Stirr prevents readers from getting lost in dohori’s details by focusing on what people do through song. She weaves musical, poetic, and contextual elements together to present dohori as a microcosm of exchange “among strangers and familiars” (4). As people engage in song exchanges, they make some inequalities visible and others invisible. Dohori singing practices thus challenge “fictions of harmoniously coexisting social differences” (14), as well as allow “new social formations to emerge” (246). Nowhere is this more evident than in binding dohori contests, where singers from different castes and ethnicities can potentially win each other in marriage through song. Stirr provides examples beyond romantic love, where people sing about topics from sibling rivalry to politics, uncovering societal wrongs in song and suggesting alternative arrangements. Stirr conceptualizes these exchanges as intimate politics, which she defines as “attempts to oppose the existing order of things through small gestures that may nevertheless have far-reaching effects” (5). Stirr distinguishes perceptions from practices, especially concerning binding dohori contests, but shows that when people sing dohori, their performance can impact other parts of life.
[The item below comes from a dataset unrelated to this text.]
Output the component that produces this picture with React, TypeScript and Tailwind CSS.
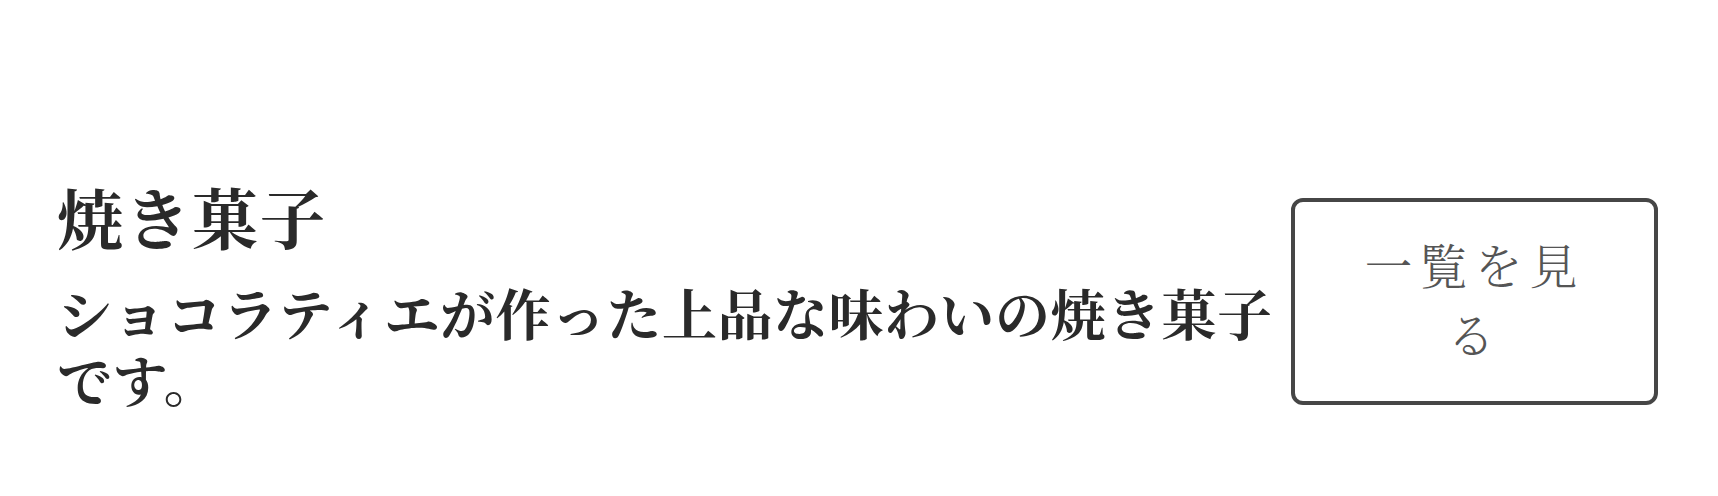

So much of the scholarship on Nepal focuses on differences stemming from caste, ethnicity, gender, and religion. Stirr examines how all those differences manifest in dohori performance, but she also pays attention to regionalism in Nepal. Regionalism emerges in dohori singing styles, word choice, and even pronunciation, all of which professional dohori musicians use to make their work appealing to a broad audience. While Stirr’s comments on regionalism are a small part of her work, she nevertheless highlights a difference in Nepal that is not as frequently written about.
The largest divide that Stirr addresses is the perceived rural and urban dichotomy. Stirr uses the concept of ruralization to disaggregate the rural from the past and to demonstrate how people’s increased mobility ruralizes both urban and rural places. For example, Stirr demonstrates how the values of egalitarianism and exchange espoused in rural songfest traditions challenge the systems of patronage, capitalist exchange, and high-caste honour on which professional dohori relies. Likewise, professional dohori presents the aesthetics of village life as cosmopolitan and modern. In this way, rural values structure people’s urban lives. Stirr does not ignore how professional dohori emerged in urban spaces, but ruralization allows her to make all things rural “the center of analytical focus, turning the dominant paradigm of global urbanization on its head” (18). Using ruralization as a frame, Stirr’s work is a counterargument to studies centred on urbanization and globalization.
People may remake and cross differences through song, but Stirr contends that although “the coexistence of multiple perspectives [in dohori]…brings aesthetic enjoyment and affective pleasure… it does not resolve [these conflicting perspectives]” (186). The example I found most intriguing was how dohori holds multiple systems of exchange in paradox. This paradox is most evident in how professional dohori singers navigate conflicting systems of honour. Singers are aware that listeners will impute what they sing to their (the singers’) personal morality, thus the personas they inhabit in song often draw on high-caste codes of honour. Yet even in professional dohori, lyrics tinged with sexual innuendo are valued, hence singers walk a line between appreciated innuendo and obscenity. Through their choices in improvisation, singers can present themselves as artists known for their turn of phrase while remaining honourable persons. Singers accrue honour through these gestures by giving pleasure to their listeners, but they always run the risk of audiences or judges misunderstanding their choices. Stirr’s own experiences as a dohori restaurant singer and the relationships she cultivated with dohori artists as a researcher and performer allow her to portray these singers with empathy.
Through engaging ethnographic writing and theoretical sophistication, Anna Stirr’s book on dohori song practices in Nepal shows us that folk music says much about how people remake social inequalities, engage with political ideologies and realities, and manage desire and honour—and take pleasure in doing so. Readers from across the social sciences will find her work an insightful and engaging interpretation of South Asian and Himalayan affairs.